この映画を見て腹立たしかったのは、長年住んだ文京区から転出し、その後また文京区に戻って転入届を出しに行ったときのことを思い出したからだ。
区役所の窓口の若い女は私の転入届を受け取りたくない様子だった。
要するに水際作戦で、貧乏で年をとった人を転入させたくない、という雰囲気だったのだ。
もちろん、転入届を受け付けないのは法律違反であるし、すでに引っ越しているのに受け取らないわけにはいかないはずだが、おそらくこの女は生活保護の水際作戦の練習でもしていたのではないかと疑いたくなった。あるいは、そういうことをいつもやっていたので、転入届でもやっていたとか。
私は長年文京区に住んでいたので、文京区には税金を長い間払っていたし、住めばまた税金を払う身になるのに、その女は私を無職と決めつけて、いろいろ文句を言って転入届を受け取ろうとしなかった。なぜ私を無職と決めつけたのかは理解できない。無職ならアパートを借りられないだろう。やはりあれは生活保護の水際作戦の練習だったのだろうか。

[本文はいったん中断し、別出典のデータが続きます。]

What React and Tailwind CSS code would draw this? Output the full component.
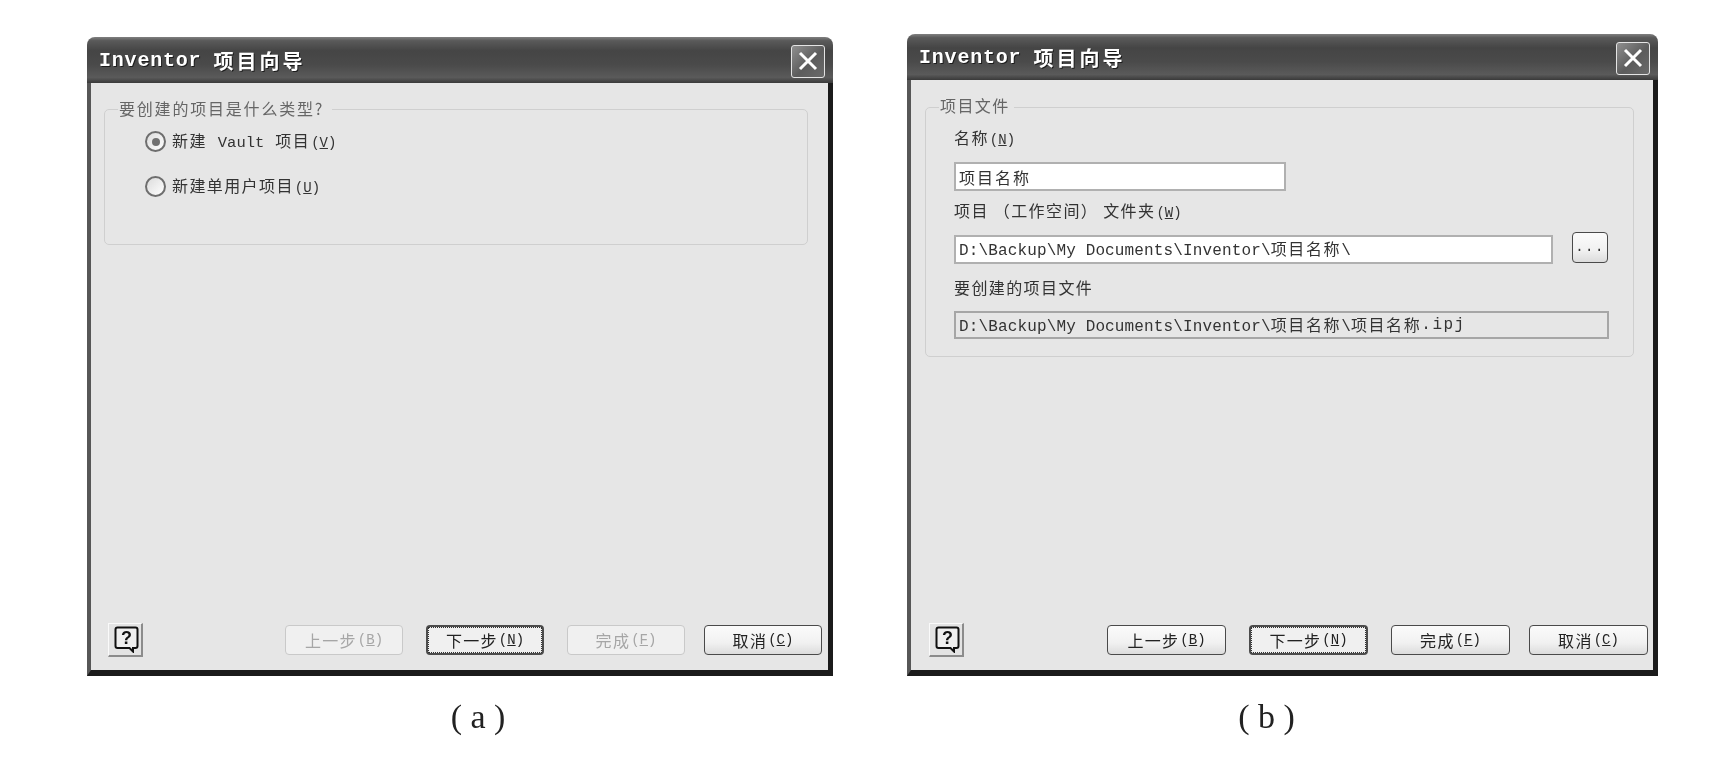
import React from "react";

const mono = "font-['Liberation_Mono','Noto_Sans_CJK_SC',monospace]";
const cjk = "font-['Noto_Sans_CJK_SC','Liberation_Sans',sans-serif]";

const Han = ({ children }) => <span className={`${cjk} tracking-[1.6px]`}>{children}</span>;

const Key = ({ k }) => (
  <span className={`ml-[1px] ${mono} text-[14px] tracking-normal`}>
    (<span className="underline">{k}</span>)
  </span>
);

const TitleBar = () => (
  <div className="flex h-[46px] shrink-0 items-center justify-between rounded-t-[8px] bg-[linear-gradient(#808080_0,#5a5a5a_8%,#454545_30%,#4a4a4a_60%,#5a5a5a_88%,#3a3a3a_100%)] pt-[2px] pl-[12px] pr-[8px]">
    <div className="flex items-center gap-[12px] text-white [text-shadow:1px_1px_0_#1c1c1c]">
      <span className="font-['Liberation_Mono',monospace] text-[20px] font-bold tracking-[0.8px]">Inventor</span>
      <span className={`${cjk} text-[20px] font-bold tracking-[3px]`}>项目向导</span>
    </div>
    <button className="flex h-[33px] w-[34px] items-center justify-center rounded-[3px] border border-[#e4e4e4] bg-[linear-gradient(135deg,#8f8f8f,#5c5c5c_55%,#6a6a6a)]">
      <svg width="20" height="20" viewBox="0 0 20 20">
        <path d="M2 2 L18 18 M18 2 L2 18" stroke="#fff" strokeWidth="3" />
      </svg>
    </button>
  </div>
);

const HelpButton = () => (
  <button className="flex h-[34px] w-[35px] items-center justify-center border-t border-l border-t-[#fafafa] border-l-[#fafafa] border-r-2 border-b-2 border-r-[#8c8c8c] border-b-[#8c8c8c] bg-[#e4e4e4] pl-[3px]">
    <svg width="25" height="27" viewBox="0 0 25 27">
      <path
        d="M3.5 1.5 H21.5 Q23.5 1.5 23.5 3.5 V20 Q23.5 22 21.5 22 H19 V25.5 L15.5 22 H3.5 Q1.5 22 1.5 20 V3.5 Q1.5 1.5 3.5 1.5 Z"
        fill="#efefef"
        stroke="#111"
        strokeWidth="2"
      />
      <text x="12.5" y="18" textAnchor="middle" fontFamily="Liberation Sans" fontWeight="700" fontSize="18" fill="#111">
        ?
      </text>
    </svg>
  </button>
);

const WizardButton = ({ label, k, disabled, primary, wide }) => {
  const base = `flex h-[30px] ${wide ? "w-[119px]" : "w-[118px]"} items-center justify-center rounded-[4px] ${cjk} text-[16px] tracking-[1.3px]`;
  if (disabled) {
    return (
      <button className={`${base} border border-[#c9c9c9] bg-[#f0f0f0] text-[#a6a6a6]`}>
        {label}
        <Key k={k} />
      </button>
    );
  }
  if (primary) {
    return (
      <button className={`${base} border-2 border-[#4c4c4c] bg-[#f0f0f0] text-[#222]`}>
        <span className="flex h-full w-full items-center justify-center border border-dotted border-[#333]">
          {label}
          <Key k={k} />
        </span>
      </button>
    );
  }
  return (
    <button className={`${base} border border-[#4a4a4a] bg-[linear-gradient(#fbfbfb,#f1f1f1_60%,#dcdcdc)] text-[#222]`}>
      {label}
      <Key k={k} />
    </button>
  );
};

const Radio = ({ checked, label, k, className }) => (
  <div className={`flex h-[21px] items-center gap-[6px] ${className}`}>
    <span className="flex h-[21px] w-[21px] items-center justify-center rounded-full border-2 border-[#6e6e6e] bg-linear-to-br from-[#dcdcdc] to-white">
      {checked && <span className="h-[8px] w-[8px] rounded-full bg-[#707070]" />}
    </span>
    <span className="flex items-baseline text-[16px] leading-[21px] text-[#333]">
      {label}
      <Key k={k} />
    </span>
  </div>
);

const DialogA = () => (
  <div className="flex w-[746px] flex-col">
    <div className="flex h-[639px] flex-col rounded-t-[8px] bg-[#e6e6e6]">
      <TitleBar />
      <div className="flex flex-1 flex-col justify-between border-l-4 border-r-[5px] border-b-[6px] border-l-[#575757] border-r-[#1b1b1b] border-b-[#1b1b1b]">
        <fieldset className={`mt-[16px] ml-[13px] mr-[20px] h-[146px] rounded-[5px] border border-[#cfcfcf] ${cjk} tracking-[1.4px]`}>
          <legend className="ml-[13px] h-[20px] px-[1px] pr-[8px] text-[16px] leading-[19px] tracking-[1.8px] text-[#666]">
            要创建的项目是什么类型?
          </legend>
          <Radio
            checked
            className="mt-[12px] ml-[40px]"
            k="V"
            label={
              <>
                新建
                <span className={`mx-[11px] ${mono} text-[15.5px] tracking-normal`}>Vault</span>
                项目
              </>
            }
          />
          <Radio className="mt-[24px] ml-[40px]" label="新建单用户项目" k="U" />
        </fieldset>
        <div className="flex items-center pb-[13px] pl-[17px] pr-[6px]">
          <HelpButton />
          <div className="ml-auto flex items-center gap-[23px]">
            <WizardButton disabled label="上一步" k="B" />
            <WizardButton primary label="下一步" k="N" />
            <div className="flex items-center gap-[19px]">
              <WizardButton disabled label="完成" k="F" />
              <WizardButton label="取消" k="C" />
            </div>
          </div>
        </div>
      </div>
    </div>
    <p className="mt-[21px] pl-[36px] text-center font-['Liberation_Serif',serif] text-[34px] leading-[40px] text-[#222]">( a )</p>
  </div>
);

const Path = ({ tail }) => (
  <span className={`${mono} text-[16px] leading-[20px] tracking-[0.14px] text-[#333]`}>
    D:\Backup\My Documents\Inventor\<Han>项目名称</Han>\{tail}
  </span>
);

const FieldLabel = ({ className, children }) => (
  <div className={`h-[20px] text-[16px] leading-[16px] text-[#333] ${className}`}>{children}</div>
);

const DialogB = () => (
  <div className="flex w-[751px] flex-col">
    <div className="flex h-[642px] flex-col rounded-t-[8px] bg-[#e6e6e6]">
      <TitleBar />
      <div className="flex flex-1 flex-col justify-between border-l-4 border-r-[5px] border-b-[6px] border-l-[#575757] border-r-[#1b1b1b] border-b-[#1b1b1b]">
        <fieldset className={`mt-[17px] ml-[14px] mr-[19px] h-[260px] rounded-[5px] border border-[#cfcfcf] pl-[28px] ${cjk} tracking-[1.4px]`}>
          <legend className="ml-[-15px] h-[20px] px-[1px] pr-[4px] text-[16px] leading-[17px] text-[#666]">项目文件</legend>
          <FieldLabel className="mt-[12px]">
            名称<Key k="N" />
          </FieldLabel>
          <div className="mt-[13px] flex h-[29px] w-[332px] items-center border-2 border-[#b0b0b0] bg-white pl-[3px] text-[16px] leading-[20px] tracking-[2px] text-[#333]">
            项目名称
          </div>
          <FieldLabel className="mt-[11px]">
            项目 （工作空间） 文件夹<Key k="W" />
          </FieldLabel>
          <div className="mt-[10px] flex h-[32px] w-[654px] justify-between">
            <div className="flex h-[29px] w-[599px] items-center self-end border-2 border-[#b0b0b0] bg-white pl-[3px]">
              <Path />
            </div>
            <button className={`h-[31px] w-[36px] rounded-[4px] border border-[#4a4a4a] bg-[linear-gradient(#fbfbfb,#f1f1f1_60%,#dcdcdc)] ${mono} text-[14px] text-[#333]`}>
              ...
            </button>
          </div>
          <FieldLabel className="mt-[15px]">要创建的项目文件</FieldLabel>
          <div className="mt-[12px] flex h-[28px] w-[655px] items-center border-2 border-[#a6a6a6] pl-[3px]">
            <Path tail={<Han>项目名称</Han>} />
            <span className={`${mono} text-[16px] tracking-[1.5px] text-[#333]`}>.ipj</span>
          </div>
        </fieldset>
        <div className="flex items-center pb-[13px] pl-[18px] pr-[5px]">
          <HelpButton />
          <div className="ml-auto flex items-center gap-[23px]">
            <WizardButton wide label="上一步" k="B" />
            <WizardButton wide primary label="下一步" k="N" />
            <div className="flex items-center gap-[19px]">
              <WizardButton wide label="完成" k="F" />
              <WizardButton wide label="取消" k="C" />
            </div>
          </div>
        </div>
      </div>
    </div>
    <p className="mt-[21px] pr-[32px] text-center font-['Liberation_Serif',serif] text-[34px] leading-[40px] text-[#222]">( b )</p>
  </div>
);

export default function App() {
  return (
    <div className="flex min-h-screen items-end gap-[74px] bg-white pt-[34px] pl-[87px] pb-[23px] blur-[0.4px]">
      <DialogA />
      <DialogB />
    </div>
  );
}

文京区を出てからまた戻るまでに住んだ西東京市も、転入のときに、やはり、貧しくて年をとった人には来てほしくないといった感じを受けた。ただ、文京区のような失礼な態度ではなかったが。
現在住んでいる町では、転入のときにそういうことはまったくなかったが、東京都の、特に区部やその周辺では金持ちと若い人しか入れたくないということを露骨にするような風潮があるのではないかと思った。
もっとも、文京区役所はひどい、という話をほかでも聞いたのだけど、その話では介護保険を利用しようとしたら相当ひどいことを言われたのだそうだ。「じゃあ、死ねばいいんですか」と言ったら、「そうです」と担当者が答えたらしい。
と、書いてきて、やっぱり日本の方が職員の人間性が出まくりの水際作戦だなあ、それに比べるとあの映画の水際作戦は職員の人間性とかじゃなくてシステムだよなあ、と思った。
でも、まあ、いやなことを思い出してしまいました。
さて、そのシネコンでは「わたしは、ダニエル・ブレイク」が終わった20分後に「君の名は。」が始まるので、また見てきてしまった。
「夜明け告げるルーのうた」のルーの声が四葉の声の人なのだ。この子もうまい。
「君の名は。」はそろそろ終了の映画館が増えるようなので、あともう一度、と思って見てきた。
瀧が最後に三葉の中に入ったとき、朝目覚めたときから髪が短くなってるけど、前の晩に切ったのだろうか。また、三葉が高い山から短時間で下まで降りて行けるのも考えてみれば変なのだけど、このあたりは今回までは気になっていなかったこと。何度も見ている人は細かいところで整合性がないところをいくつも見つけているようです。